JOB>
Gather all lines from the material that contain "this".

EXCERPTED RECORDS>

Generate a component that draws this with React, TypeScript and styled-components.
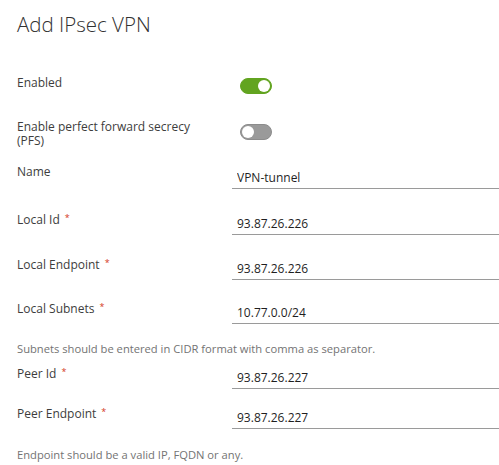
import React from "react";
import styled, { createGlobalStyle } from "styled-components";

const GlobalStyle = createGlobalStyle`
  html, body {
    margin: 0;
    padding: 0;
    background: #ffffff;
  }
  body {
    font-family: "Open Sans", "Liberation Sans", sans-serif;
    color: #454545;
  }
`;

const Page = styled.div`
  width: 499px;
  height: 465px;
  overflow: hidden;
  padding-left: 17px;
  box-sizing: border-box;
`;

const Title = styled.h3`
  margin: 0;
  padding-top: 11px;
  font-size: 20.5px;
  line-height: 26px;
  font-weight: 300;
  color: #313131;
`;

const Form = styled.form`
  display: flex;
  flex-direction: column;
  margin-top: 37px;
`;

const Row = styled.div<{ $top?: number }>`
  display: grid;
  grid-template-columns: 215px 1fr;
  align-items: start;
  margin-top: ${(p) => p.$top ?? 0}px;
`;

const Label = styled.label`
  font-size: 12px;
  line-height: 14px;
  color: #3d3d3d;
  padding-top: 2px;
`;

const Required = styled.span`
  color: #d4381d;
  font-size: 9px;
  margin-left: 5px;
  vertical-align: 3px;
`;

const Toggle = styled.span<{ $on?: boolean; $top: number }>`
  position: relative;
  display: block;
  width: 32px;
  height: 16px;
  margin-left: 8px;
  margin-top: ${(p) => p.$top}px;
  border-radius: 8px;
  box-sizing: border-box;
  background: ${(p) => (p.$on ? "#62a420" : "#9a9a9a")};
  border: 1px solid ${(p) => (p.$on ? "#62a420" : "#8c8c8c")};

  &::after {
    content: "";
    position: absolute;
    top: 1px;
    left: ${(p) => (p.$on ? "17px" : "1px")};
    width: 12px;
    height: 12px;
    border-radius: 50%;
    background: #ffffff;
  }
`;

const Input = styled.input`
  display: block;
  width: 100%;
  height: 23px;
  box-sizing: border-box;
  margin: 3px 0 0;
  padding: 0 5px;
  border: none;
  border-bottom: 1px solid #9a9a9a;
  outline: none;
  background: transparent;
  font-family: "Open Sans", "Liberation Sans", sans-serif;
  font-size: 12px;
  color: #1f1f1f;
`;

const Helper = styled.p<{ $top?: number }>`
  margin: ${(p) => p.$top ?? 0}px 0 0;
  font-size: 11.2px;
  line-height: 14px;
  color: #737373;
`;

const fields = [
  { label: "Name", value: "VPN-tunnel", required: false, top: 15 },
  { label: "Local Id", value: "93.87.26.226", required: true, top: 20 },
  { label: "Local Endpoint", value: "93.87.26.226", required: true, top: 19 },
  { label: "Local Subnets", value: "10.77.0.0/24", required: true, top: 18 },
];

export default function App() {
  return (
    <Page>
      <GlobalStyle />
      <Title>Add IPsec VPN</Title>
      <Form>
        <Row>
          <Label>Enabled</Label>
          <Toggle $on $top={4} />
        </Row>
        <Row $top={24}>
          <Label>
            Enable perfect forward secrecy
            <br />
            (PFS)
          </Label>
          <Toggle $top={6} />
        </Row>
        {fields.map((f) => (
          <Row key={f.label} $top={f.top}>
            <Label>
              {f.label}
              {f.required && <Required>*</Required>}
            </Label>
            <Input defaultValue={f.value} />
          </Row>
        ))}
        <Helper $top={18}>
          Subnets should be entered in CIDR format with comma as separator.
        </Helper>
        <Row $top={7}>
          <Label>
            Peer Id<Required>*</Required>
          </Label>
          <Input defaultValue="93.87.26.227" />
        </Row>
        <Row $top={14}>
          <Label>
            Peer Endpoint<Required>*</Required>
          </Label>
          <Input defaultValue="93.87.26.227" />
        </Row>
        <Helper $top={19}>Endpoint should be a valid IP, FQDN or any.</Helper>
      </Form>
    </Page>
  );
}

* * *

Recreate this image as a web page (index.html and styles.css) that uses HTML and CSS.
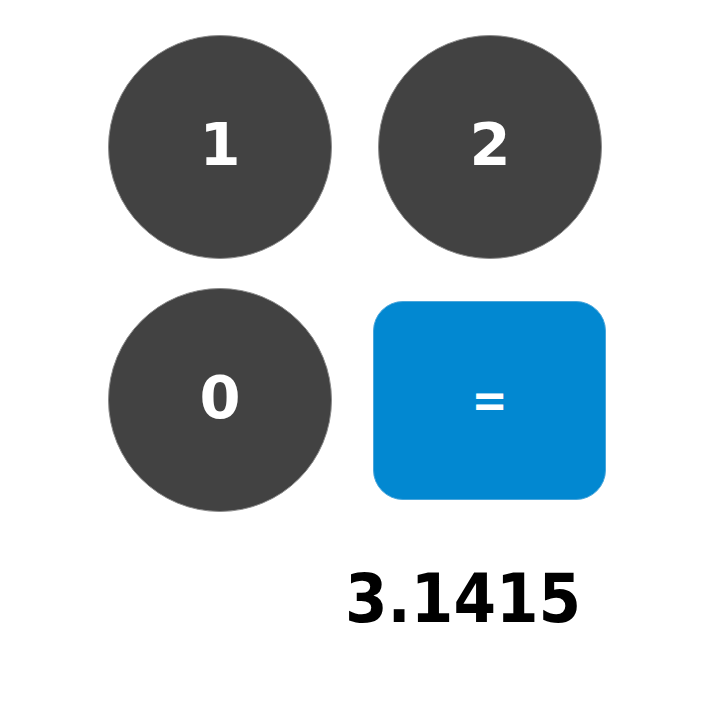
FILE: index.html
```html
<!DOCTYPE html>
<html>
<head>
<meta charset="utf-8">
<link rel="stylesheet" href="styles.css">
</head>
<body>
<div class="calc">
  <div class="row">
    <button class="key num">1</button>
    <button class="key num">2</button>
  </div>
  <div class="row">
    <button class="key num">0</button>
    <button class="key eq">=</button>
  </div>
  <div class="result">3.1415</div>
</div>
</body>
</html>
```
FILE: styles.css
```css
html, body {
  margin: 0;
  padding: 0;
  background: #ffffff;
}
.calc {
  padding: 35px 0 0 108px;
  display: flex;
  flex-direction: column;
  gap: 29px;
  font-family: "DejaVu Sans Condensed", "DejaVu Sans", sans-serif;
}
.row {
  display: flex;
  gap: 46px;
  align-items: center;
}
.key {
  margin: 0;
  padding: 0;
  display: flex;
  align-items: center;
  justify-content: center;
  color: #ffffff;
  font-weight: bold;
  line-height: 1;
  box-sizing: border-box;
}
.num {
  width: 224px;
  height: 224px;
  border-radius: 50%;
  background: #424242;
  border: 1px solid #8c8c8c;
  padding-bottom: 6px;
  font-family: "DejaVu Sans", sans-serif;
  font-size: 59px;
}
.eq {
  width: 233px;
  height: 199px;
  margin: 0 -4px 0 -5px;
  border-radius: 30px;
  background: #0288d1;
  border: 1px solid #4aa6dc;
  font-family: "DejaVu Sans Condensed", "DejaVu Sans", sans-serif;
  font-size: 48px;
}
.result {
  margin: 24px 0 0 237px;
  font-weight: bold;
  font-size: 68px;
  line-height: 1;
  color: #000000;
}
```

--

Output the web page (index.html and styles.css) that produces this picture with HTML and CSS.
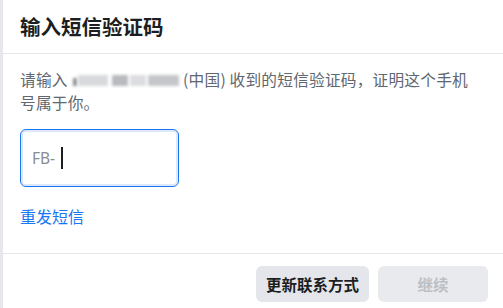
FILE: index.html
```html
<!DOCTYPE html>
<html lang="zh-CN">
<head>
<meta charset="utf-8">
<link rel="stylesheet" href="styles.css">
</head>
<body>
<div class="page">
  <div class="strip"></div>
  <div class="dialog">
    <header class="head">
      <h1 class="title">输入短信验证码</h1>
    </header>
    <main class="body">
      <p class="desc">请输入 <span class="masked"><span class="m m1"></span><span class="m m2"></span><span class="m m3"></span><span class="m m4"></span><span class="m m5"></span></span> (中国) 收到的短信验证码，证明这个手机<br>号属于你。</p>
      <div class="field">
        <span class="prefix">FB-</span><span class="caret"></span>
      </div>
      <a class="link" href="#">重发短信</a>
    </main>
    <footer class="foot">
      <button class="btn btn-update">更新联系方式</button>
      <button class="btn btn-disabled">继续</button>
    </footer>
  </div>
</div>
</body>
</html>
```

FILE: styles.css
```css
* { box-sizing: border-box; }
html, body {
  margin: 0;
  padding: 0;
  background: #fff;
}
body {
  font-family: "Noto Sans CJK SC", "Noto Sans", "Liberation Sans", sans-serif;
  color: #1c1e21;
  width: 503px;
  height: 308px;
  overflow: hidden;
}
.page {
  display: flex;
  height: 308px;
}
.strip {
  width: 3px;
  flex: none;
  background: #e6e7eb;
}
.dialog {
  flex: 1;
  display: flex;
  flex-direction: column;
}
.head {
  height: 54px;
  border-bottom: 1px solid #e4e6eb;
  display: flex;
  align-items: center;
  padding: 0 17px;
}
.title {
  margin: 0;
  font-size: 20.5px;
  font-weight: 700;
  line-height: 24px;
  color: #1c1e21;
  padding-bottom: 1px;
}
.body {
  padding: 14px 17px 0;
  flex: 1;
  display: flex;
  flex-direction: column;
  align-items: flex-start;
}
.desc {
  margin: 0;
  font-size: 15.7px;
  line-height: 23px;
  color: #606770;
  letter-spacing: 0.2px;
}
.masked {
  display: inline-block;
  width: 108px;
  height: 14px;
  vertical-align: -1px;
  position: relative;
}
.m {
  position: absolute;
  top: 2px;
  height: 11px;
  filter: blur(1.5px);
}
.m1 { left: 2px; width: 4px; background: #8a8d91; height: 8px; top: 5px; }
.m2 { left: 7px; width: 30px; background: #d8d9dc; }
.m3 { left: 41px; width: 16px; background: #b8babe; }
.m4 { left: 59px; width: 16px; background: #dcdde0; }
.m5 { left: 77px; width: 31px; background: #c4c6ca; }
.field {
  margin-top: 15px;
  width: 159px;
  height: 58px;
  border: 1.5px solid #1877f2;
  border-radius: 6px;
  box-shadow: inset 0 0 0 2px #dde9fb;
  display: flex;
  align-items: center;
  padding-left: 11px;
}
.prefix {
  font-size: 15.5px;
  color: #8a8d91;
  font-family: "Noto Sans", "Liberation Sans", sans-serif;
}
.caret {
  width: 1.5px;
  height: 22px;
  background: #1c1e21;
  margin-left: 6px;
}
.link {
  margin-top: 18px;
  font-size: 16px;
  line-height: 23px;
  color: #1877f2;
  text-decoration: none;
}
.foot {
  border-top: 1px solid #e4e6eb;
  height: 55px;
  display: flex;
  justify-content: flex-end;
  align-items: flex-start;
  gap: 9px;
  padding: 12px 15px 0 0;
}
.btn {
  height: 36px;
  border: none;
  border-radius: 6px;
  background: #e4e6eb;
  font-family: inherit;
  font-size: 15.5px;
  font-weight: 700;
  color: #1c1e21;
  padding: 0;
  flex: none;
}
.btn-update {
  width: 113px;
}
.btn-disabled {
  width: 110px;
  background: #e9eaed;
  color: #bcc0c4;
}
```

RESULT OF THE EXERCISE>
Generate a component that draws this with React, TypeScript and styled-components.
Recreate this image as a web page (index.html and styles.css) that uses HTML and CSS.
Output the web page (index.html and styles.css) that produces this picture with HTML and CSS.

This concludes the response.